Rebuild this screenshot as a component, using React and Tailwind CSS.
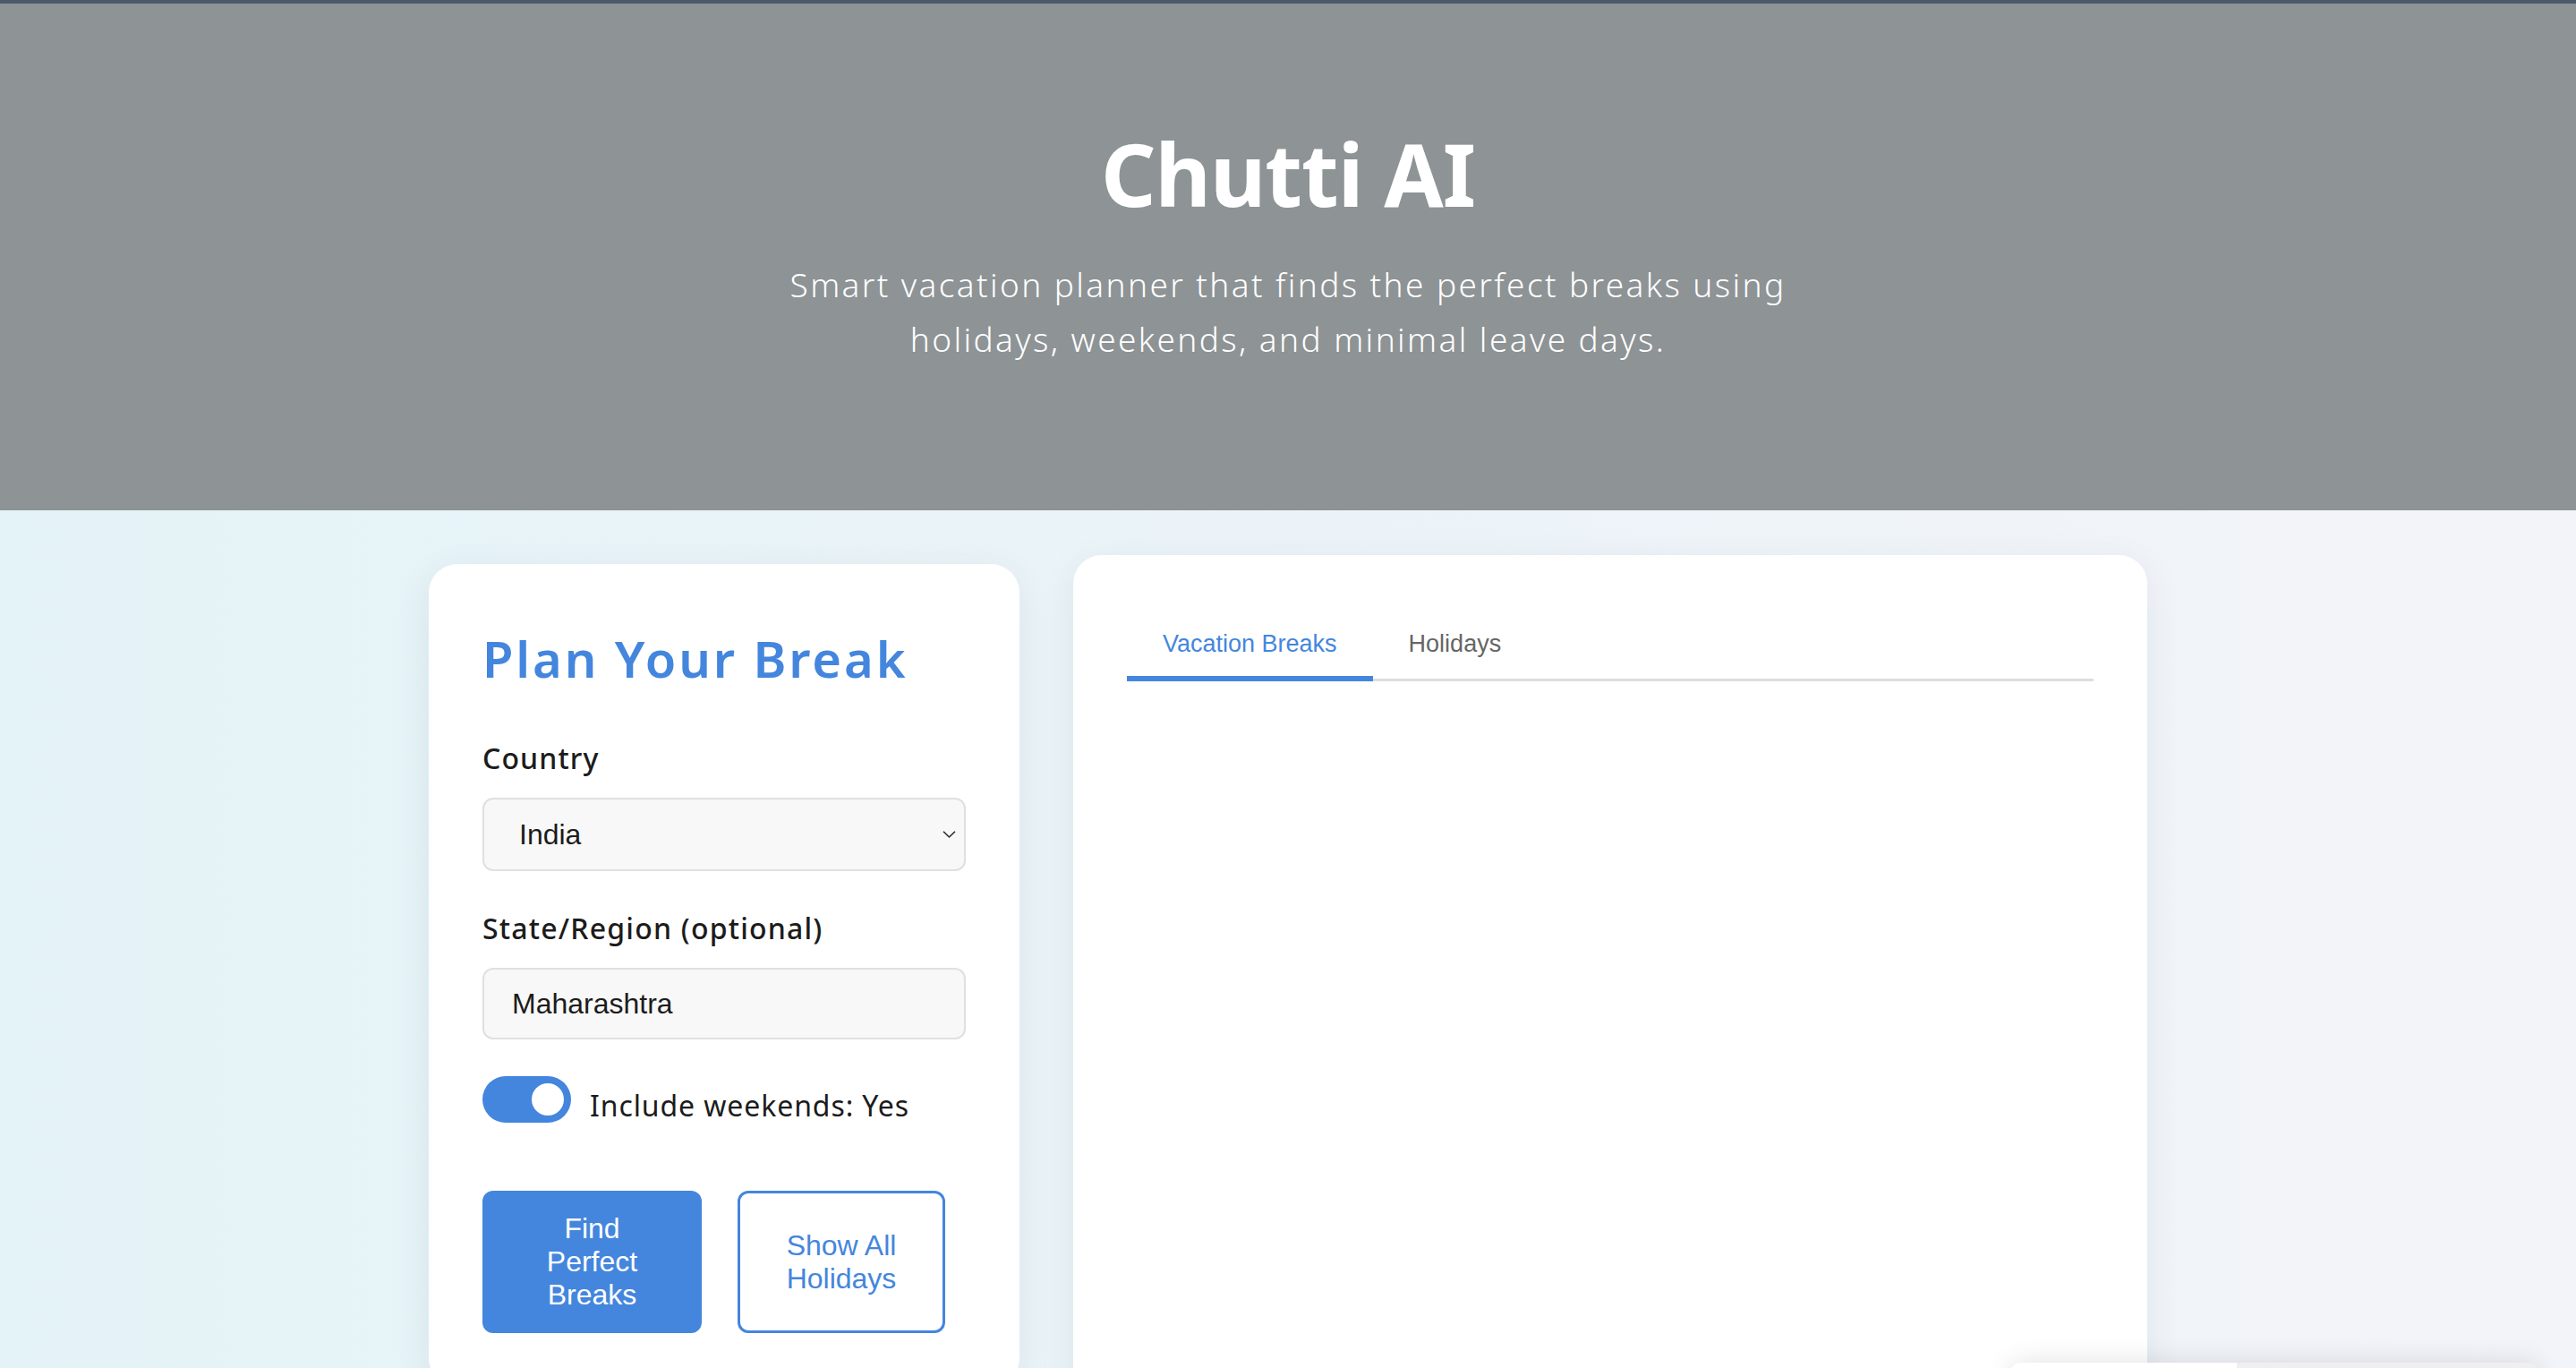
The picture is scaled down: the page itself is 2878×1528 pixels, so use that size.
import { useState } from "react";

function Toggle({ on, onChange }) {
  return (
    <button
      type="button"
      onClick={() => onChange(!on)}
      className={`flex h-[52px] w-[99px] shrink-0 items-center rounded-full px-[8px] ${
        on ? "justify-end bg-[#4486dd]" : "justify-start bg-[#cfd4da]"
      }`}
    >
      <span className="block h-[36px] w-[36px] rounded-full bg-white" />
    </button>
  );
}

export default function App() {
  const [weekends, setWeekends] = useState(true);
  const [tab, setTab] = useState("breaks");

  return (
    <div className="min-h-screen bg-linear-to-r from-[#e4f3f7] to-[#f3f4f9] font-['Noto_Sans',sans-serif]">
      <header className="flex h-[570px] flex-col items-center border-t-4 border-[#4b5a68] bg-[#8e9395] pt-[132px] text-white">
        <h1 className="text-[96px] font-bold leading-[1.2] tracking-[-1px]">Chutti AI</h1>
        <p className="mt-[36px] text-center text-[37px] font-light leading-[61px] tracking-[2.4px]">
          Smart vacation planner that finds the perfect breaks using
          <br />
          holidays, weekends, and minimal leave days.
        </p>
      </header>

      <main className="mx-auto flex w-[1920px] items-start gap-[60px] pt-[50px]">
        <section className="mt-[10px] w-[660px] shrink-0 rounded-[32px] bg-white px-[60px] pt-[72px] pb-[60px] shadow-[0_10px_40px_rgba(30,60,80,0.08)]">
          <h2 className="text-[56px] font-semibold leading-[1.2] tracking-[2.9px] text-[#4486dd]">
            Plan Your Break
          </h2>

          <label className="mt-[54px] block text-[32px] font-medium leading-[48px] tracking-[1.1px] text-[#1c1c1c]">
            Country
          </label>
          <div className="relative mt-[20px]">
            <select
              defaultValue="India"
              className="h-[82px] w-full appearance-none rounded-[12px] border-2 border-[#e0e0e0] bg-[#f8f8f8] pl-[39px] font-['Liberation_Sans',Arial,sans-serif] text-[32px] text-[#1c1c1c] outline-none"
            >
              <option>India</option>
              <option>United States</option>
              <option>United Kingdom</option>
            </select>
            <svg
              className="pointer-events-none absolute right-[11px] top-1/2 -translate-y-1/2"
              width="15"
              height="9"
              viewBox="0 0 15 9"
              fill="none"
            >
              <path d="M1 1.2l6.5 6.3 6.5-6.3" stroke="#2b2b2b" strokeWidth="1.6" />
            </svg>
          </div>

          <label className="mt-[40px] block text-[32px] font-medium leading-[48px] tracking-[1.2px] text-[#1c1c1c]">
            State/Region (optional)
          </label>
          <input
            defaultValue="Maharashtra"
            className="mt-[20px] block h-[80px] w-full rounded-[12px] border-2 border-[#e0e0e0] bg-[#f8f8f8] px-[31px] font-['Liberation_Sans',Arial,sans-serif] text-[32px] text-[#1c1c1c] outline-none"
          />

          <div className="mt-[41px] flex items-start gap-[21px]">
            <Toggle on={weekends} onChange={setWeekends} />
            <span className="mt-[9px] text-[32px] leading-[48px] tracking-[0.9px] text-[#1c1c1c]">
              Include weekends: {weekends ? "Yes" : "No"}
            </span>
          </div>

          <div className="mt-[71px] flex gap-[40px] font-['Liberation_Sans',Arial,sans-serif] text-[32px] leading-[37px]">
            <button className="flex h-[159px] w-[245px] flex-col items-center justify-center rounded-[12px] bg-[#4486dd] text-white">
              <span>Find</span>
              <span>Perfect</span>
              <span>Breaks</span>
            </button>
            <button className="flex h-[159px] w-[232px] flex-col items-center justify-center rounded-[12px] border-[3px] border-[#4486dd] bg-white text-[#4486dd]">
              <span>Show All</span>
              <span>Holidays</span>
            </button>
          </div>
        </section>

        <section className="min-h-[980px] w-[1200px] shrink-0 rounded-[32px] bg-white px-[60px] pt-[60px] shadow-[0_10px_40px_rgba(30,60,80,0.08)]">
          <div className="flex border-b-[3px] border-[#dddddd] font-['Liberation_Sans',Arial,sans-serif] text-[27px] leading-[32px]">
            <button
              onClick={() => setTab("breaks")}
              className={`-mb-[3px] px-[40px] pt-[23px] pb-[20px] ${
                tab === "breaks"
                  ? "border-b-[6px] border-[#4486dd] text-[#4486dd]"
                  : "border-b-[6px] border-transparent text-[#666666]"
              }`}
            >
              Vacation Breaks
            </button>
            <button
              onClick={() => setTab("holidays")}
              className={`-mb-[3px] px-[40px] pt-[23px] pb-[20px] ${
                tab === "holidays"
                  ? "border-b-[6px] border-[#4486dd] text-[#4486dd]"
                  : "border-b-[6px] border-transparent text-[#666666]"
              }`}
            >
              Holidays
            </button>
          </div>
        </section>
      </main>

      <div className="fixed left-[2246px] top-[1522px] flex h-[40px] w-[590px] overflow-hidden rounded-t-[12px] shadow-[0_0_30px_rgba(0,0,0,0.12)]">
        <div className="w-[253px] bg-white" />
        <div className="flex-1 bg-[#efefef]" />
      </div>
    </div>
  );
}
◆ ◆ ◆ ◆
SHORT TASK
Only the lines from the one bearing "The picture is" through the one bearing "const [tab, setTab]" should be repeated, exactly as given.

THE RESULT
The picture is scaled down: the page itself is 2878×1528 pixels, so use that size.
import { useState } from "react";

function Toggle({ on, onChange }) {
  return (
    <button
      type="button"
      onClick={() => onChange(!on)}
      className={`flex h-[52px] w-[99px] shrink-0 items-center rounded-full px-[8px] ${
        on ? "justify-end bg-[#4486dd]" : "justify-start bg-[#cfd4da]"
      }`}
    >
      <span className="block h-[36px] w-[36px] rounded-full bg-white" />
    </button>
  );
}

export default function App() {
  const [weekends, setWeekends] = useState(true);
  const [tab, setTab] = useState("breaks");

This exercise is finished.